Bringing Fallujah to Baghdad
‘Civilians may find themselves in a “controlled population” prison’ as US forces ‘seal off vast areas of [Baghdad], enclosing whole neighbourhoods with barricades and allowing only Iraqis with newly issued ID cards to enter,’ Robert Fisk reports (Independent, 11 April). A former senior US officer has predicted that insurgents will attempt to destroy at least one of the “patrol bases” that the US intends to establish within these sealed-off areas and that “The American reaction will be to use massive firepower … destroy[ing] the neighbourhood that is being ‘protected’.”

Following a public outcry the Iraqi PM ordered a halt to the construction of a 3-mile wall around the Sunni district of Adhamiyah but in his response the US Ambassador ‘stopped short of saying construction would stop’ (AP, 23 Apr). “I resent the barrier. It will make Adhamiyah a big prison,” one resident, a 25-year-old computer programmer, told AFP.

The model
The US plans for Baghdad are explicitly based on its experiences in Fallujah, which the commander of “coalition” forces in Iraq, General Petraeus, considers ‘a model for other communities’ (Times, 10 Feb). Following the devastating Nov 2004 US assault on it, in which hundreds of civilians were killed, the mainly Sunni city became ‘virtually a police state, with random checkpoints and frequent street patrols by marines and Iraqi soldiers, largely Shiite Arabs’ (NYT, 14 Nov 05).

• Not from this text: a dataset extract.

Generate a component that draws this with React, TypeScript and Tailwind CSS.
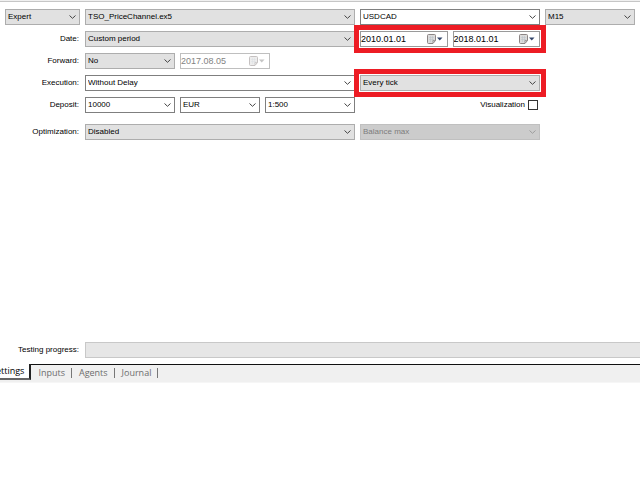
import React, { useState } from 'react'
import clsx from 'clsx'

interface ComboProps {
  label: string
  options: string[]
  id?: string
  editable?: boolean
  disabled?: boolean
}

const Combo: React.FC<ComboProps> = ({ label, options, id, editable, disabled }) => (
  <div className="relative h-4 min-w-0">
    <select
      id={id}
      aria-label={id ? undefined : label}
      disabled={disabled}
      className={clsx(
        'block h-4 w-full appearance-none border pl-[2px] pr-4 leading-[14px] opacity-100 outline-none',
        disabled && 'border-[#c0c0c0] bg-[#cccccc] text-[#7c7c7c]',
        !disabled && editable && 'border-[#7f7f7f] bg-white text-black',
        !disabled && !editable && 'border-[#adadad] bg-[#e1e1e1] text-black'
      )}
    >
      {options.map((option) => (
        <option key={option}>{option}</option>
      ))}
    </select>
    <svg
      viewBox="0 0 7 4"
      className={clsx(
        'pointer-events-none absolute right-1 top-[6px] h-1 w-[7px]',
        disabled ? 'text-[#9d9d9d]' : 'text-[#444444]'
      )}
      fill="none"
      stroke="currentColor"
    >
      <path d="M0.5 0.5 L3.5 3.3 L6.5 0.5" />
    </svg>
  </div>
)

interface DateBoxProps {
  label: string
  value: string
  disabled?: boolean
}

const DateBox: React.FC<DateBoxProps> = ({ label, value, disabled }) => (
  <div className="relative h-4 min-w-0">
    <input
      type="text"
      aria-label={label}
      defaultValue={value}
      disabled={disabled}
      className={clsx(
        'block h-4 w-full border bg-white pb-px pr-6 text-[9px] leading-[13px] outline-none',
        disabled ? 'border-[#bfbfbf] text-[#838383]' : 'border-[#9a9a9a] text-black'
      )}
    />
    <svg
      viewBox="0 0 16 10"
      className={clsx('pointer-events-none absolute right-[5px] top-[3px] h-[10px] w-4', disabled && 'opacity-50')}
    >
      <path d="M1.5 0.5 H7.5 Q8.5 0.5 8.5 1.5 V6.5 L6 9.5 H1.5 Q0.5 9.5 0.5 8.5 V1.5 Q0.5 0.5 1.5 0.5 Z" fill="#dcdcdc" stroke="#8c8585" />
      <path d="M2 3.5 H7 M2 5.5 H7 M3.5 2 V8 M5.5 2 V8" stroke="#b9c0c8" strokeWidth="0.5" />
      <path d="M6 9 V6.5 H8.5" fill="none" stroke="#8c8585" strokeWidth="0.7" />
      <path d="M10 3.5 H15.5 L12.75 6.5 Z" fill={disabled ? '#8c8c8c' : '#34466b'} />
    </svg>
  </div>
)

const Highlight: React.FC = () => (
  <div className="pointer-events-none absolute -inset-[6px] border-5 border-[#ed1c24]" />
)

const rowClass = 'grid grid-cols-[75px_minmax(0,3fr)_minmax(0,2fr)_minmax(0,1fr)] items-center gap-x-[5px]'
const labelClass = 'pr-px text-right leading-4'

const tabs = ['Settings', 'Inputs', 'Agents', 'Journal']

function App() {
  const [activeTab, setActiveTab] = useState('Settings')
  const [visualization, setVisualization] = useState(false)

  return (
    <div className="min-h-screen overflow-x-hidden bg-white font-['Liberation_Sans',Arial,sans-serif] text-[8px] text-black">
      <div className="h-[2px] border-b border-[#c6c6c6] bg-[#f0f0f0]" />

      <main>
        <div className="flex flex-col gap-[6px] px-[5px] pt-[7px]">
          <div className={rowClass}>
            <Combo label="Program type" options={['Expert', 'Indicator']} />
            <Combo label="Expert" options={['TSO_PriceChannel.ex5']} />
            <Combo label="Symbol" options={['USDCAD']} editable />
            <Combo label="Timeframe" options={['M15', 'M30', 'H1']} />
          </div>

          <div className={rowClass}>
            <label htmlFor="date" className={labelClass}>Date:</label>
            <Combo id="date" label="Date" options={['Custom period', 'Entire history']} />
            <div className="relative grid grid-cols-2 gap-[5px]">
              <DateBox label="Start date" value="2010.01.01" />
              <DateBox label="End date" value="2018.01.01" />
              <Highlight />
            </div>
          </div>

          <div className={rowClass}>
            <label htmlFor="forward" className={labelClass}>Forward:</label>
            <div className="grid grid-cols-[90px_90px] gap-[5px]">
              <Combo id="forward" label="Forward" options={['No', '1/2', '1/3', '1/4']} />
              <DateBox label="Forward date" value="2017.08.05" disabled />
            </div>
          </div>

          <div className={rowClass}>
            <label htmlFor="execution" className={labelClass}>Execution:</label>
            <Combo id="execution" label="Execution" options={['Without Delay', 'Random Delay']} editable />
            <div className="relative">
              <Combo label="Tick mode" options={['Every tick', 'Open prices only']} />
              <Highlight />
            </div>
          </div>

          <div className={rowClass}>
            <label htmlFor="deposit" className={labelClass}>Deposit:</label>
            <div className="grid grid-cols-[90px_80px_minmax(0,1fr)] gap-[5px]">
              <Combo id="deposit" label="Deposit" options={['10000', '50000']} editable />
              <Combo label="Currency" options={['EUR', 'USD']} editable />
              <Combo label="Leverage" options={['1:500', '1:100']} editable />
            </div>
            <label className="flex items-center justify-end gap-[3px] pr-[2px]">
              Visualization
              <input
                type="checkbox"
                checked={visualization}
                onChange={(e) => setVisualization(e.target.checked)}
                className="size-[10px] appearance-none border border-[#333333] bg-white checked:bg-[#333333]"
              />
            </label>
          </div>

          <div className={clsx(rowClass, 'pt-[5px]')}>
            <label htmlFor="optimization" className={labelClass}>Optimization:</label>
            <Combo id="optimization" label="Optimization" options={['Disabled', 'Slow complete']} />
            <Combo label="Criterion" options={['Balance max']} disabled />
          </div>
        </div>

        <div className="mt-[202px] flex items-center gap-[5px] pl-[5px]">
          <label htmlFor="progress" className="w-[75px] whitespace-nowrap pr-px text-right leading-4">Testing progress:</label>
          <progress
            id="progress"
            max={100}
            value={0}
            className="h-4 min-w-0 flex-1 appearance-none border border-r-0 border-[#c8c8c8] bg-[#e6e6e6] [&::-webkit-progress-bar]:bg-[#e6e6e6]"
          />
        </div>
      </main>

      <nav className="mt-[6px] flex h-[19px] items-start border-b border-[#f6f6f6] bg-[#f0f0f0] font-['Open_Sans','Noto_Sans',sans-serif] text-[9px]">
        <div className="flex h-4 w-full">
          {tabs.map((tab) =>
            tab === activeTab ? (
              <button
                key={tab}
                onClick={() => setActiveTab(tab)}
                className="-ml-[13px] h-4 border-b-2 border-r-2 border-b-[#666666] border-r-[#222222] bg-white pl-1 pr-[5px] leading-[14px]"
              >
                {tab}
              </button>
            ) : (
              <button
                key={tab}
                onClick={() => setActiveTab(tab)}
                className="flex h-4 items-center border-t border-[#111111] pl-[7px] leading-[14px] text-[#6d6d6d]"
              >
                {tab}
                <span className="ml-[6px] h-[10px] w-px bg-[#777777]" />
              </button>
            )
          )}
          <div className="flex-1 border-t border-[#111111]" />
        </div>
      </nav>
    </div>
  )
}

export default App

On 30 Mar Inter Press Service reported allegations by residents in Petraeus’ ‘model community’ that ‘US troops and Iraqi security forces working with them [we]re … executing people seized during home raids and other operations.’ “Seventeen young men were found executed after they were arrested by US troops and Fallujah police,” 40-year-old Yassen told IPS. “My two sons have been detained by police, and I am terrified that they will have the same fate. They are only 17 and 18 years old.”

ACTION
‘ Fallujah’ - a play using testimony from those at the heart of the US attacks on the city in 2004 – will be running in London from 1 May – 2 Jun (see listings). Contact voices if you can help leaflet one or more of these performances: 0845 458 2564. A special workshop for grassroots anti-war activists, ‘The Battle of the Story’, will also be taking place on 14 May (see events listings).


Iraq Polls
Two recent opinion polls paint a bleak picture of the situation in Iraq. Twenty-six per cent of Iraqis have experienced ‘the murder of a member of [their] family/relative’ in the last three years, 15% said that members of their family had left Iraq over the previous four years as a result of the security situation [1] and 69% think that the presence of US forces in Iraq is ‘wors[ening]’ the security situation [2].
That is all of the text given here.